Does it make sense to simply multiply the y value by the number of observations like so:
library(tidyverse)
library(ggdist)
data <- rbind(
mutate(data.frame(v = rnorm(100, 0, 1)), group = "A"),
mutate(data.frame(v = rnorm(1000, 0.5, 1)), group = "B"),
mutate(data.frame(v = rnorm(500, -0.5, 1)), group = "C")
)
density_data <- data.frame()
for(group in unique(data$group)) {
slice <- data[data$group == group, "v"]
dens <- ggdist::density_bounded(slice)
density_data <- rbind(
density_data,
data.frame(x = dens$x,
y = dens$y * length(slice), # <--- HERE
group = group)
)
}
density_data |>
ggplot() +
geom_line(aes(x = x, y = y, color = group))

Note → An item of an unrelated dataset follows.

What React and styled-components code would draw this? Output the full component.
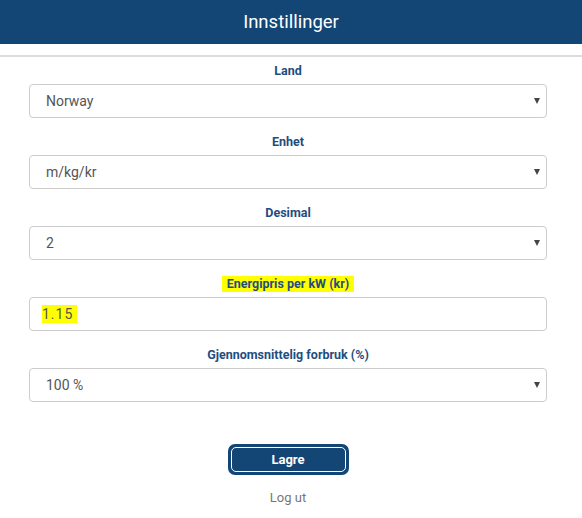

Created on 2023-05-16 by the reprex package (v2.0.1)
It gives a plausible plot, but it seems too simple to be accurate...
Thanks a lot for any tips :)
Yup, that is the correct approach!
If you don't care about the count axis you can also do this directly within stat_slab()
using the n
computed variable:
data |>
ggplot() +
stat_slab(aes(x = v, thickness = after_stat(pdf * n), color = group), fill = NA)
Or using the probability expression mini-dsl:
data |>
ggplot() +
stat_slab(aes(x = v, thickness = !!p_(x) * n, color = group), fill = NA)